The Audio-Technica ATH-M50x and the Philips SHP9500 are both very good headphones for fans of a neutral sound, but they use different enclosures, which changes a couple of things. The closed-back design of the Audio-Technica results in better noise isolation and punchier bass, but makes the headphones sound more closed-off. The open-back design of the Philips gives them a much more natural, spacious soundstage, but they leak a lot of sound and lack quite a bit of bass. The Audio-Technica are better in a noise-sensitive environment, like recording or even commuting. However, the Philips provide a more open listening experience if you're in a quiet space.
The Philips SHP9500 and the Sennheiser HD 58X Jubilee are both great audiophile headphones if you like a neutral sound, but they have slightly different sound profiles. The Sennheiser produce more thump and rumble while slightly reducing the presence of sibilants. The Philips sound brighter in comparison, with less bass and more intensity in the treble range. They also have a wider soundstage and are much more comfortable for long listening sessions, but the Sennheiser feel more durable.
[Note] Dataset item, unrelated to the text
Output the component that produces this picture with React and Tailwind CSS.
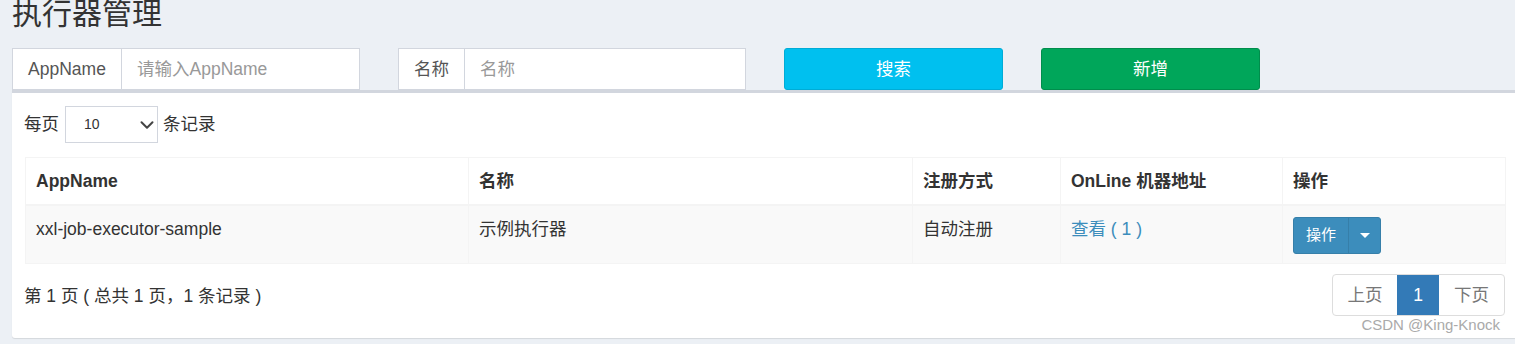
import { ChevronDown } from "lucide-react";

const font = { fontFamily: '"Liberation Sans", Arial, "Noto Sans CJK SC", sans-serif' };

const columns = [
    { label: "AppName", width: 443 },
    { label: "名称", width: 444 },
    { label: "注册方式", width: 148 },
    { label: "OnLine 机器地址", width: 222 },
    { label: "操作", width: 223 },
];

const SearchGroup = ({ addon, addonWidth, placeholder }) => (
    <div className="flex w-[348px] h-[42px] border border-[#d2d6de] bg-white">
        <div className={`flex items-center justify-center border-r border-[#d2d6de] text-[17.5px] text-[#555] ${addonWidth}`}>
            {addon}
        </div>
        <div className="flex-1 flex items-center pl-[15px] text-[17.5px] text-[#999]">{placeholder}</div>
    </div>
);

const App = () => {
    return (
        <div className="w-[1515px] h-[344px] overflow-hidden bg-[#ecf0f5] text-[#333]" style={font}>
            <div className="h-[48px] pl-[12px] overflow-hidden">
                <h1 className="relative -top-[2px] text-[30px] leading-[32px] text-[#333]">执行器管理</h1>
            </div>

            <div className="flex pl-[12px] h-[42px] relative z-10">
                <SearchGroup addon="AppName" addonWidth="w-[109px]" placeholder="请输入AppName" />
                <div className="ml-[38px]">
                    <SearchGroup addon="名称" addonWidth="w-[66px]" placeholder="名称" />
                </div>
                <button className="ml-[38px] w-[219px] h-[42px] rounded-[3px] bg-[#00c0ef] border border-[#00acd6] text-white text-[17.5px]">搜索</button>
                <button className="ml-[38px] w-[219px] h-[42px] rounded-[3px] bg-[#00a65a] border border-[#008d4c] text-white text-[17.5px]">新增</button>
            </div>

            <div className="ml-[12px] w-[1505px] h-[248px] bg-white border-t-[3px] border-[#d2d6de] rounded-b-[3px] shadow-[0_1px_1px_rgba(0,0,0,0.1)] px-[12px] pt-[13px]">
                <div className="flex items-center h-[37px] text-[17.5px]">
                    <span>每页</span>
                    <div className="ml-[6px] w-[93px] h-[37px] border border-[#d2d6de] flex items-center pl-[18px] text-[14px]">
                        <span className="flex-1">10</span>
                        <ChevronDown size={22} strokeWidth={2.2} className="text-[#444] -mr-[1px]" />
                    </div>
                    <span className="ml-[5px]">条记录</span>
                </div>

                <table className="mt-[14px] ml-[1px] table-fixed border-collapse border border-[#f4f4f4] text-[17.5px]" style={{ width: 1480 }}>
                    <colgroup>
                        {columns.map((c) => (
                            <col key={c.label} style={{ width: c.width }} />
                        ))}
                    </colgroup>
                    <thead>
                        <tr className="border-b-2 border-[#f4f4f4]">
                            {columns.map((c) => (
                                <th key={c.label} className="h-[47px] text-left font-bold px-[10px] pt-[1px] border border-[#f4f4f4] leading-[25px]">
                                    {c.label}
                                </th>
                            ))}
                        </tr>
                    </thead>
                    <tbody>
                        <tr className="bg-[#f9f9f9] align-top">
                            <td className="h-[59px] px-[10px] pt-[11px] border border-[#f4f4f4] leading-[25px]">xxl-job-executor-sample</td>
                            <td className="px-[10px] pt-[11px] border border-[#f4f4f4] leading-[25px]">示例执行器</td>
                            <td className="px-[10px] pt-[11px] border border-[#f4f4f4] leading-[25px]">自动注册</td>
                            <td className="px-[10px] pt-[11px] border border-[#f4f4f4] leading-[25px] text-[#3c8dbc]">查看 ( 1 )</td>
                            <td className="px-[10px] pt-[11px] border border-[#f4f4f4]">
                                <div className="flex w-[88px] h-[37px] rounded-[3px] bg-[#3c8dbc] border border-[#367fa9] text-white text-[15px]">
                                    <div className="w-[55px] flex items-center justify-center border-r border-[#367fa9]">操作</div>
                                    <div className="flex-1 flex items-center justify-center">
                                        <span className="w-0 h-0 border-l-[5px] border-r-[5px] border-t-[5px] border-l-transparent border-r-transparent border-t-white" />
                                    </div>
                                </div>
                            </td>
                        </tr>
                    </tbody>
                </table>

                <div className="flex justify-between mt-[11px]">
                    <div className="text-[17.5px] leading-[25px] mt-[9px]">第 1 页 ( 总共 1 页，1 条记录 )</div>
                    <div className="relative -mt-[1px]">
                        <div className="flex h-[42px] border border-[#ddd] rounded-[4px] overflow-hidden text-[17.5px] text-[#777]">
                            <div className="w-[64px] flex items-center justify-center">上页</div>
                            <div className="w-[42px] flex items-center justify-center bg-[#337ab7] text-white">1</div>
                            <div className="w-[65px] flex items-center justify-center">下页</div>
                        </div>
                        <div className="absolute right-[5px] top-[42px] text-[15px] leading-[17px] text-[#aaa] whitespace-nowrap">
                            CSDN @King-Knock
                        </div>
                    </div>
                </div>
            </div>
        </div>
    );
};

export default App;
The Philips SHP9500 are better headphones for neutral sound than the Philips Fidelio X3. The SHP9500 are more comfortable, and they have a more balanced, neutral sound profile, especially in the treble range. However, the Fidelio X3 have a better build quality.
The Philips SHP9500 and the Astro A40 TR Headset + MixAmp Pro 2017 are two over-ear headphones with different uses. The Philips are more designed for critical listeners in mind as they have consistent sound delivery, a fairly neutral sound profile, and an open-back design to help immerse you in your audio. The Astro, on the other hand, are designed for wired gaming. They offer controls that allow you to tweak your sound experience on-the-fly, have an excellent boom microphone, and can receive full audio and microphone support on PC, PS4, and Xbox One, whether using an analog or wired USB connection.